I've been there. Earning barely enough to get by. Thinking a hundred times before spending on something as basic as a chair or a monitor — things I genuinely needed for my work. Convincing myself, "Not now. Maybe next month. It's not that important."

But the moment someone I loved needed something? Zero hesitation. Not even a pause. Money I didn't really have would leave my hands like it never mattered.

And in the moment, it felt right. It felt like love. It felt like who I am.

But looking back, I realize something important: I wasn't just being generous — I was being invisible to myself. My needs didn't feel like needs. My comfort didn't feel like a priority. And the scary part is, I didn't even question it.

THE INVISIBLE LEDGER

Here's something I've noticed about generous people — they don't keep score. When they spend on someone, it's a gift. When they sacrifice for someone, it's done. There's no mental note, no future reminder, no "you owe me."

But sometimes — not always, but sometimes — the world keeps score for them. And the math doesn't add up.

You pay someone's dues without being asked. You cover expenses on trips. You quietly absorb costs that aren't yours. And when someone else does something for you — even something small — it gets written down. Tracked. Remembered.

And one day, you hear a number. A figure. An amount. And it stings — not because of the money, but because you realize the game was never the same on both sides.

You were playing love. Someone else was playing accounting.

WHY IT HURTS DIFFERENT WHEN YOU'RE BROKE

Let me be honest about something. When you're financially comfortable, generosity is easy. You can buy someone dinner, cover their expenses, lend them money — and it doesn't cost you sleep. It's a rounding error.

But when you're broke? When every rupee matters? When you've done mental math in the grocery store just to figure out if you can afford both rice and shampoo this month?

That kind of generosity costs something real.

It costs you the monitor you needed. The chair your back is screaming for. The small comforts that everyone else takes for granted. When you give from a place of scarcity, you're not just giving money — you're giving pieces of your own survival.

And when that sacrifice goes unnoticed — or worse, gets tallied against you — it doesn't just hurt your wallet. It hurts your soul.

THE DANGER OF BEING "THE STRONG ONE"

In every friend group, every family, every relationship — there's usually one person who's "the strong one." The one who handles things. The one who's always okay. The one who never needs help.

If that's you, I want you to hear this clearly: you are not okay just because you act like it.

Being the strong one is a role, not a personality. And if you play it long enough without a break, it becomes a cage. People stop asking if you're fine — because you've trained them to assume you always are. And one night, when you're lying in bed staring at the ceiling at 2 AM, you realize that nobody checks in on you the way you check in on everyone else.

Not because they don't care.

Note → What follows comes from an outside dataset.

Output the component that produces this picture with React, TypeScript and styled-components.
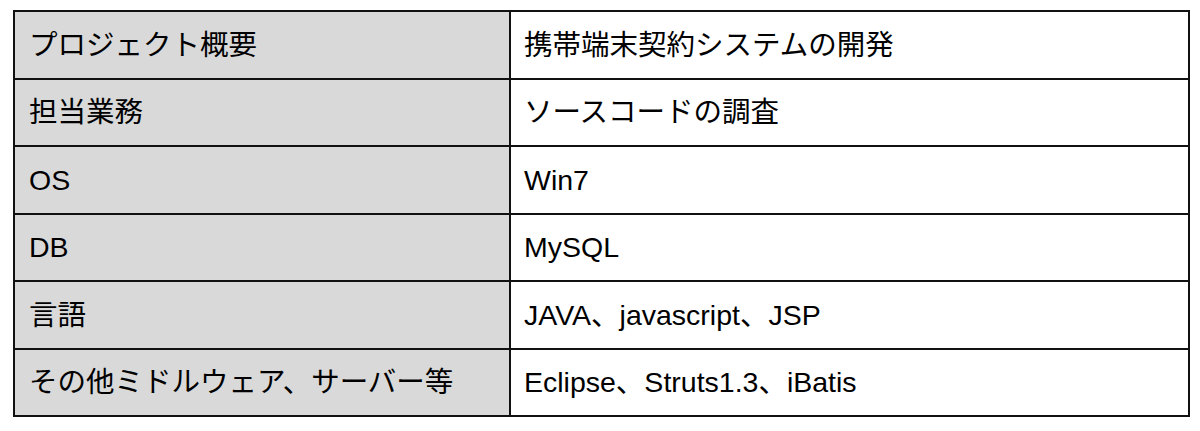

But because you never gave them permission to.

THE ART OF GIVING WITHOUT LOSING YOURSELF

So how do you keep giving — because that's who you are, and you don't want to change — without losing yourself in the process?

Here's what I've learned:

1. YOUR FEELINGS ARE NOT A BURDEN

You're allowed to feel hurt. You're allowed to feel frustrated. You're allowed to say, "This didn't feel fair." Expressing your feelings is not the same as creating conflict. If someone truly loves you, they want to know when they've accidentally hurt you.

2. GENEROSITY SHOULD BE A CHOICE, NOT A COMPULSION

There's a difference between giving because you want to and giving because you feel like you have to. The first one fills you up. The second one drains you. Check in with yourself: are you giving from love, or from fear of being seen as selfish?

3. YOU CAN'T POUR FROM AN EMPTY CUP

This is the oldest advice in the book, and it's old because it's true. You cannot keep giving if you have nothing left. Taking care of yourself is not selfish — it's the foundation that makes generosity sustainable.

4. SET BOUNDARIES WITHOUT GUILT

You don't have to fund every expense, absorb every cost, or say yes to every ask. A boundary is not a wall — it's a door that you choose when to open. The people who love you will understand.

5. TRACK THE EMOTIONAL COST, NOT JUST THE FINANCIAL ONE

Money comes back. You'll earn more someday. But emotional depletion? That compounds silently. Start paying attention to how interactions make you feel. If something leaves you drained, empty, or unappreciated — that's data. Use it.

A LETTER TO THE GIVERS

If you've read this far, chances are you see yourself in these words.

I want you to know: your generosity is not your weakness. It's your superpower. But even superpowers need boundaries. Even the strongest people deserve softness. Even the ones who never ask for help deserve to be helped.

You don't have to stop giving. Just start including yourself in the list of people you give to.

Buy the chair. Get the monitor. Take the trip — for yourself. Say no when it doesn't feel right. Speak up when something hurts. And please, please, stop swallowing your feelings to keep the peace.

The world doesn't need you to be selfless. It needs you to be whole.

FINAL THOUGHT

"The most dangerous thing a generous person can do is believe that their own needs don't matter."

Give freely. Love fully. But never, ever forget — you are also someone worth giving to.